Your goal: Word for word, give the material below again, minus any images.

Data shown:
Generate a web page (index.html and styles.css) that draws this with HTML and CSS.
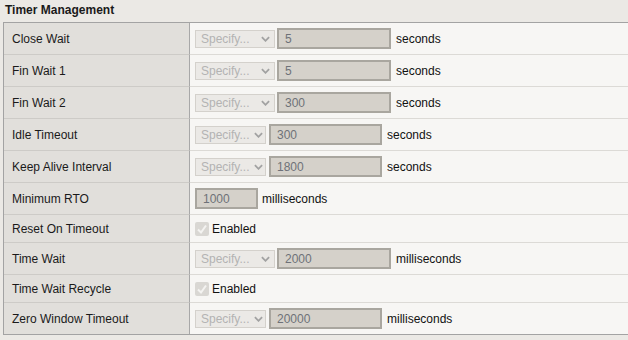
FILE: index.html
```html
<!DOCTYPE html>
<html lang="en">
<head>
  <meta charset="UTF-8" />
  <title>Timer Management</title>
  <link rel="stylesheet" href="styles.css">
</head>
<body>
  <div class="panel">
    <!-- Section heading -->
    <div class="section-title">Timer Management</div>

    <table class="settings">
      <tr>
        <th>Close Wait</th>
        <td>
          <div class="field">
            <div class="select-wrap"><select disabled><option>Specify...</option></select><svg class="chev" viewBox="0 0 10 6"><path d="M1 1 L5 5 L9 1"/></svg></div>
            <input class="num" type="text" value="5" disabled>
            <span class="unit">seconds</span>
          </div>
        </td>
      </tr>
      <tr>
        <th>Fin Wait 1</th>
        <td>
          <div class="field">
            <div class="select-wrap"><select disabled><option>Specify...</option></select><svg class="chev" viewBox="0 0 10 6"><path d="M1 1 L5 5 L9 1"/></svg></div>
            <input class="num" type="text" value="5" disabled>
            <span class="unit">seconds</span>
          </div>
        </td>
      </tr>
      <tr>
        <th>Fin Wait 2</th>
        <td>
          <div class="field">
            <div class="select-wrap"><select disabled><option>Specify...</option></select><svg class="chev" viewBox="0 0 10 6"><path d="M1 1 L5 5 L9 1"/></svg></div>
            <input class="num" type="text" value="300" disabled>
            <span class="unit">seconds</span>
          </div>
        </td>
      </tr>
      <tr>
        <th>Idle Timeout</th>
        <td>
          <div class="field">
            <div class="select-wrap narrow"><select disabled><option>Specify...</option></select><svg class="chev" viewBox="0 0 10 6"><path d="M1 1 L5 5 L9 1"/></svg></div>
            <input class="num" type="text" value="300" disabled>
            <span class="unit">seconds</span>
          </div>
        </td>
      </tr>
      <tr>
        <th>Keep Alive Interval</th>
        <td>
          <div class="field">
            <div class="select-wrap narrow"><select disabled><option>Specify...</option></select><svg class="chev" viewBox="0 0 10 6"><path d="M1 1 L5 5 L9 1"/></svg></div>
            <input class="num" type="text" value="1800" disabled>
            <span class="unit">seconds</span>
          </div>
        </td>
      </tr>
      <tr>
        <th>Minimum RTO</th>
        <td>
          <div class="field">
            <input class="num short" type="text" value="1000" disabled>
            <span class="unit">milliseconds</span>
          </div>
        </td>
      </tr>
      <tr>
        <th>Reset On Timeout</th>
        <td>
          <div class="field check-row">
            <span class="check"><svg viewBox="0 0 14 14"><path d="M3 7.5 L6 10.5 L11 3.5"/></svg></span>
            <span class="unit">Enabled</span>
          </div>
        </td>
      </tr>
      <tr>
        <th>Time Wait</th>
        <td>
          <div class="field">
            <div class="select-wrap"><select disabled><option>Specify...</option></select><svg class="chev" viewBox="0 0 10 6"><path d="M1 1 L5 5 L9 1"/></svg></div>
            <input class="num" type="text" value="2000" disabled>
            <span class="unit">milliseconds</span>
          </div>
        </td>
      </tr>
      <tr>
        <th>Time Wait Recycle</th>
        <td>
          <div class="field check-row">
            <span class="check"><svg viewBox="0 0 14 14"><path d="M3 7.5 L6 10.5 L11 3.5"/></svg></span>
            <span class="unit">Enabled</span>
          </div>
        </td>
      </tr>
      <tr class="last">
        <th>Zero Window Timeout</th>
        <td>
          <div class="field">
            <div class="select-wrap narrow"><select disabled><option>Specify...</option></select><svg class="chev" viewBox="0 0 10 6"><path d="M1 1 L5 5 L9 1"/></svg></div>
            <input class="num" type="text" value="20000" disabled>
            <span class="unit">milliseconds</span>
          </div>
        </td>
      </tr>
    </table>
  </div>
</body>
</html>
```

FILE: styles.css
```css
body {
  margin: 0;
  background: #ebe9e5;
  font-family: "Liberation Sans", Arial, sans-serif;
  font-size: 12px;
  color: #1a1a1a;
  overflow: hidden;
}

.panel {
  padding-left: 3px;
}

/* Heading */
.section-title {
  font-weight: bold;
  line-height: 21px;
  height: 22px;
  padding-left: 2px;
}

/* Settings table */
.settings {
  width: 100%;
  border-collapse: separate;
  border-spacing: 0;
  border-top: 1px solid #a3a3a3;
  border-left: 1px solid #a3a3a3;
  border-bottom: 1px solid #a3a3a3;
}
.settings th {
  width: 177px;
  padding: 0 0 0 8px;
  text-align: left;
  font-weight: normal;
  background: #e1dfdb;
  border-right: 1px solid #a8a8a8;
  border-bottom: 1px solid #cdcbc7;
  vertical-align: middle;
}
.settings td {
  padding: 0 0 0 5px;
  background: #f7f6f4;
  border-bottom: 1px solid #dcdad6;
}
.settings tr.last th,
.settings tr.last td {
  border-bottom: none;
}

.field {
  height: 31px;
  display: flex;
  align-items: center;
}
.check-row {
  height: 27px;
}

/* Disabled dropdown */
.select-wrap {
  position: relative;
  width: 80px;
  height: 18px;
  margin-right: 2px;
}
.select-wrap.narrow {
  width: 71px;
  margin-right: 3px;
}
.select-wrap select {
  appearance: none;
  -webkit-appearance: none;
  box-sizing: border-box;
  width: 100%;
  height: 100%;
  margin: 0;
  padding: 0 0 0 5px;
  border: 1px solid #d4d1cc;
  border-radius: 0;
  background: #ebe9e6;
  color: #b3b3b3;
  font-family: inherit;
  font-size: 12px;
  opacity: 1;
}
.chev {
  position: absolute;
  right: 5px;
  top: 6px;
  width: 9px;
  height: 6px;
  fill: none;
  stroke: #a2a2a2;
  stroke-width: 2;
}
.narrow .chev {
  right: 3px;
}

/* Disabled number box */
.num {
  box-sizing: border-box;
  width: 114px;
  height: 21px;
  margin: 0 5px 0 0;
  padding: 0 0 0 6px;
  border: 2px solid #a9a69f;
  border-radius: 0;
  background: #d5d1ca;
  color: #6e7178;
  font-family: inherit;
  font-size: 12px;
  -webkit-text-fill-color: #6e7178;
  opacity: 1;
}
.narrow + .num {
  width: 113px;
}
.num.short {
  width: 63px;
  margin-right: 4px;
}

.unit {
  color: #111;
}

/* Disabled checked checkbox */
.check {
  width: 14px;
  height: 14px;
  margin-right: 3px;
  border-radius: 2px;
  background: #d9d7d3;
  display: flex;
}
.check svg {
  width: 14px;
  height: 14px;
  fill: none;
  stroke: #f4f3f1;
  stroke-width: 2;
}
```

Right answer:
Generate a web page (index.html and styles.css) that draws this with HTML and CSS.
FILE: index.html
```html
<!DOCTYPE html>
<html lang="en">
<head>
  <meta charset="UTF-8" />
  <title>Timer Management</title>
  <link rel="stylesheet" href="styles.css">
</head>
<body>
  <div class="panel">
    <!-- Section heading -->
    <div class="section-title">Timer Management</div>

    <table class="settings">
      <tr>
        <th>Close Wait</th>
        <td>
          <div class="field">
            <div class="select-wrap"><select disabled><option>Specify...</option></select><svg class="chev" viewBox="0 0 10 6"><path d="M1 1 L5 5 L9 1"/></svg></div>
            <input class="num" type="text" value="5" disabled>
            <span class="unit">seconds</span>
          </div>
        </td>
      </tr>
      <tr>
        <th>Fin Wait 1</th>
        <td>
          <div class="field">
            <div class="select-wrap"><select disabled><option>Specify...</option></select><svg class="chev" viewBox="0 0 10 6"><path d="M1 1 L5 5 L9 1"/></svg></div>
            <input class="num" type="text" value="5" disabled>
            <span class="unit">seconds</span>
          </div>
        </td>
      </tr>
      <tr>
        <th>Fin Wait 2</th>
        <td>
          <div class="field">
            <div class="select-wrap"><select disabled><option>Specify...</option></select><svg class="chev" viewBox="0 0 10 6"><path d="M1 1 L5 5 L9 1"/></svg></div>
            <input class="num" type="text" value="300" disabled>
            <span class="unit">seconds</span>
          </div>
        </td>
      </tr>
      <tr>
        <th>Idle Timeout</th>
        <td>
          <div class="field">
            <div class="select-wrap narrow"><select disabled><option>Specify...</option></select><svg class="chev" viewBox="0 0 10 6"><path d="M1 1 L5 5 L9 1"/></svg></div>
            <input class="num" type="text" value="300" disabled>
            <span class="unit">seconds</span>
          </div>
        </td>
      </tr>
      <tr>
        <th>Keep Alive Interval</th>
        <td>
          <div class="field">
            <div class="select-wrap narrow"><select disabled><option>Specify...</option></select><svg class="chev" viewBox="0 0 10 6"><path d="M1 1 L5 5 L9 1"/></svg></div>
            <input class="num" type="text" value="1800" disabled>
            <span class="unit">seconds</span>
          </div>
        </td>
      </tr>
      <tr>
        <th>Minimum RTO</th>
        <td>
          <div class="field">
            <input class="num short" type="text" value="1000" disabled>
            <span class="unit">milliseconds</span>
          </div>
        </td>
      </tr>
      <tr>
        <th>Reset On Timeout</th>
        <td>
          <div class="field check-row">
            <span class="check"><svg viewBox="0 0 14 14"><path d="M3 7.5 L6 10.5 L11 3.5"/></svg></span>
            <span class="unit">Enabled</span>
          </div>
        </td>
      </tr>
      <tr>
        <th>Time Wait</th>
        <td>
          <div class="field">
            <div class="select-wrap"><select disabled><option>Specify...</option></select><svg class="chev" viewBox="0 0 10 6"><path d="M1 1 L5 5 L9 1"/></svg></div>
            <input class="num" type="text" value="2000" disabled>
            <span class="unit">milliseconds</span>
          </div>
        </td>
      </tr>
      <tr>
        <th>Time Wait Recycle</th>
        <td>
          <div class="field check-row">
            <span class="check"><svg viewBox="0 0 14 14"><path d="M3 7.5 L6 10.5 L11 3.5"/></svg></span>
            <span class="unit">Enabled</span>
          </div>
        </td>
      </tr>
      <tr class="last">
        <th>Zero Window Timeout</th>
        <td>
          <div class="field">
            <div class="select-wrap narrow"><select disabled><option>Specify...</option></select><svg class="chev" viewBox="0 0 10 6"><path d="M1 1 L5 5 L9 1"/></svg></div>
            <input class="num" type="text" value="20000" disabled>
            <span class="unit">milliseconds</span>
          </div>
        </td>
      </tr>
    </table>
  </div>
</body>
</html>
```

FILE: styles.css
```css
body {
  margin: 0;
  background: #ebe9e5;
  font-family: "Liberation Sans", Arial, sans-serif;
  font-size: 12px;
  color: #1a1a1a;
  overflow: hidden;
}

.panel {
  padding-left: 3px;
}

/* Heading */
.section-title {
  font-weight: bold;
  line-height: 21px;
  height: 22px;
  padding-left: 2px;
}

/* Settings table */
.settings {
  width: 100%;
  border-collapse: separate;
  border-spacing: 0;
  border-top: 1px solid #a3a3a3;
  border-left: 1px solid #a3a3a3;
  border-bottom: 1px solid #a3a3a3;
}
.settings th {
  width: 177px;
  padding: 0 0 0 8px;
  text-align: left;
  font-weight: normal;
  background: #e1dfdb;
  border-right: 1px solid #a8a8a8;
  border-bottom: 1px solid #cdcbc7;
  vertical-align: middle;
}
.settings td {
  padding: 0 0 0 5px;
  background: #f7f6f4;
  border-bottom: 1px solid #dcdad6;
}
.settings tr.last th,
.settings tr.last td {
  border-bottom: none;
}

.field {
  height: 31px;
  display: flex;
  align-items: center;
}
.check-row {
  height: 27px;
}

/* Disabled dropdown */
.select-wrap {
  position: relative;
  width: 80px;
  height: 18px;
  margin-right: 2px;
}
.select-wrap.narrow {
  width: 71px;
  margin-right: 3px;
}
.select-wrap select {
  appearance: none;
  -webkit-appearance: none;
  box-sizing: border-box;
  width: 100%;
  height: 100%;
  margin: 0;
  padding: 0 0 0 5px;
  border: 1px solid #d4d1cc;
  border-radius: 0;
  background: #ebe9e6;
  color: #b3b3b3;
  font-family: inherit;
  font-size: 12px;
  opacity: 1;
}
.chev {
  position: absolute;
  right: 5px;
  top: 6px;
  width: 9px;
  height: 6px;
  fill: none;
  stroke: #a2a2a2;
  stroke-width: 2;
}
.narrow .chev {
  right: 3px;
}

/* Disabled number box */
.num {
  box-sizing: border-box;
  width: 114px;
  height: 21px;
  margin: 0 5px 0 0;
  padding: 0 0 0 6px;
  border: 2px solid #a9a69f;
  border-radius: 0;
  background: #d5d1ca;
  color: #6e7178;
  font-family: inherit;
  font-size: 12px;
  -webkit-text-fill-color: #6e7178;
  opacity: 1;
}
.narrow + .num {
  width: 113px;
}
.num.short {
  width: 63px;
  margin-right: 4px;
}

.unit {
  color: #111;
}

/* Disabled checked checkbox */
.check {
  width: 14px;
  height: 14px;
  margin-right: 3px;
  border-radius: 2px;
  background: #d9d7d3;
  display: flex;
}
.check svg {
  width: 14px;
  height: 14px;
  fill: none;
  stroke: #f4f3f1;
  stroke-width: 2;
}
```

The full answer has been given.